There was also a moment when I felt I could remember who I truly am, not as my ego-self but as the higher Self. I could feel I was Infinite, Infinite Love, Eternal. It was just Awesome!
I also realized that there is no such thing as a reference point and that everything is relative, except for the Absolute. As I got this realization I started to feel disoriented and fearful, my body wanted to close again but I managed to remain open, make some bilateral movements, so I could accept the insight and continue tripping.
There was also a moment when I was at the kitchen and started looking at a mango, I became fascinated with its different colors and textures and at some point I realized that by concentrating myself on the mango I became the mango haha, I just don't know how to put this in words but it felt like that. At the end of the trip I started listening some music, something I have learned to enjoy specially when I do LSD, and there were some moments that I feel I become the musician playing the instrument and the music.
I then went for a walk in to the forest, I felt drawn into the nature, part of me wanted to see the and be part of nature, so I spent a couple of hours walking and flowing with the constant changes of the wind, captivated by the fractal forms of some plants and the beauty of nature, looking the awesome colors of the leaves now that the fall begins here in Europe.
Conclusions
I felt I had a much more organic trip, as in my previous trips I could not remain so conscious of all the insights I got.

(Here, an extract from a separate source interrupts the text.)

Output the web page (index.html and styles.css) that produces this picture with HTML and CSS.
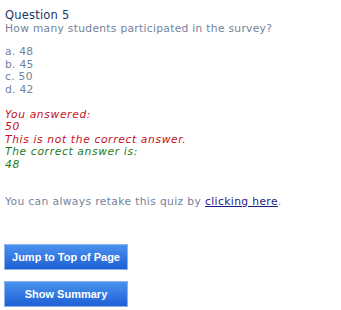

I see that working on my fears have helped me go deeper during the trips. There where some moments where I felt I was drawing towards madness, but I saw that the only way I could get over my fears is to face them and that it is a long and slow process.
I was reluctant and skeptic to contact the psychotherapist but working on some more personal stuff that has came up during the some previous experiences also allowed me to go deeper during this trip. But then again, it is a therapist that I have known for years, which could accept the idea of me working with psychedelics (even though she may not recommend it or like them) and someone I can also trust.

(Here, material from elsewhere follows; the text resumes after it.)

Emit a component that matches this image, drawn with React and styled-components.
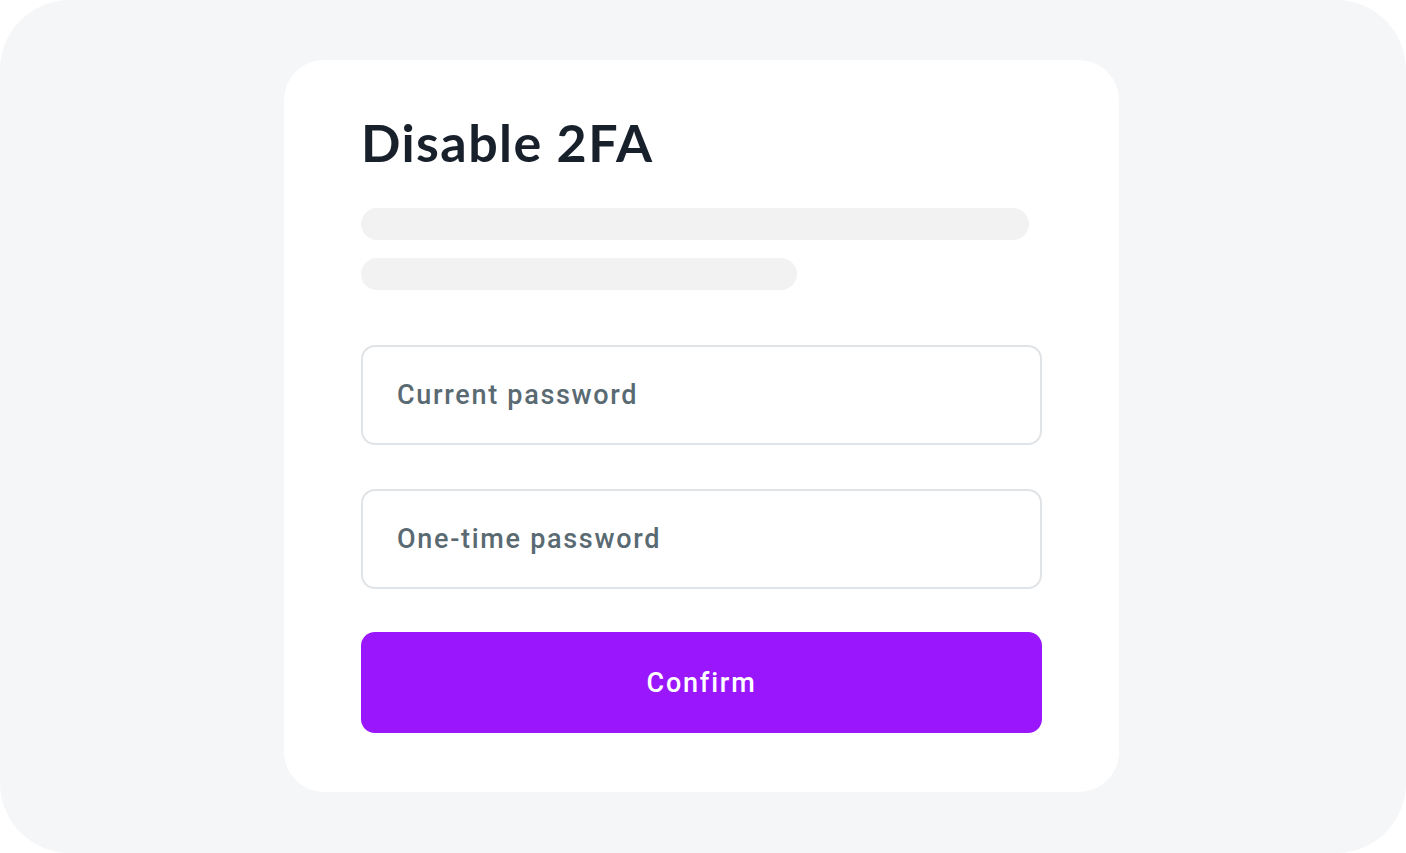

Bilateral symmetry and remaining open is a great technique to avoid getting into anxious during the trip, at least it works for me and I cannot recommend it enough.
Something I don't like about 1P-LSD is the muscle soreness and body load it generates, but I could counteract some of it by doing Hatha Yoga, something that may be manageable at least in lower to moderate doses where it is still possible to move around.
When I started working with psychedelics at the beginning of the year I was afraid I would not be able to this with my girlfriend around and that it may even cause is trouble, but to my surprise it has been the complete opposite. I have learned to understand her better and to get closer in our relationship.
Thanks a lot for reading this and for your comments! Thanks to the great community of Actualized.org and to Leo for his great teachings!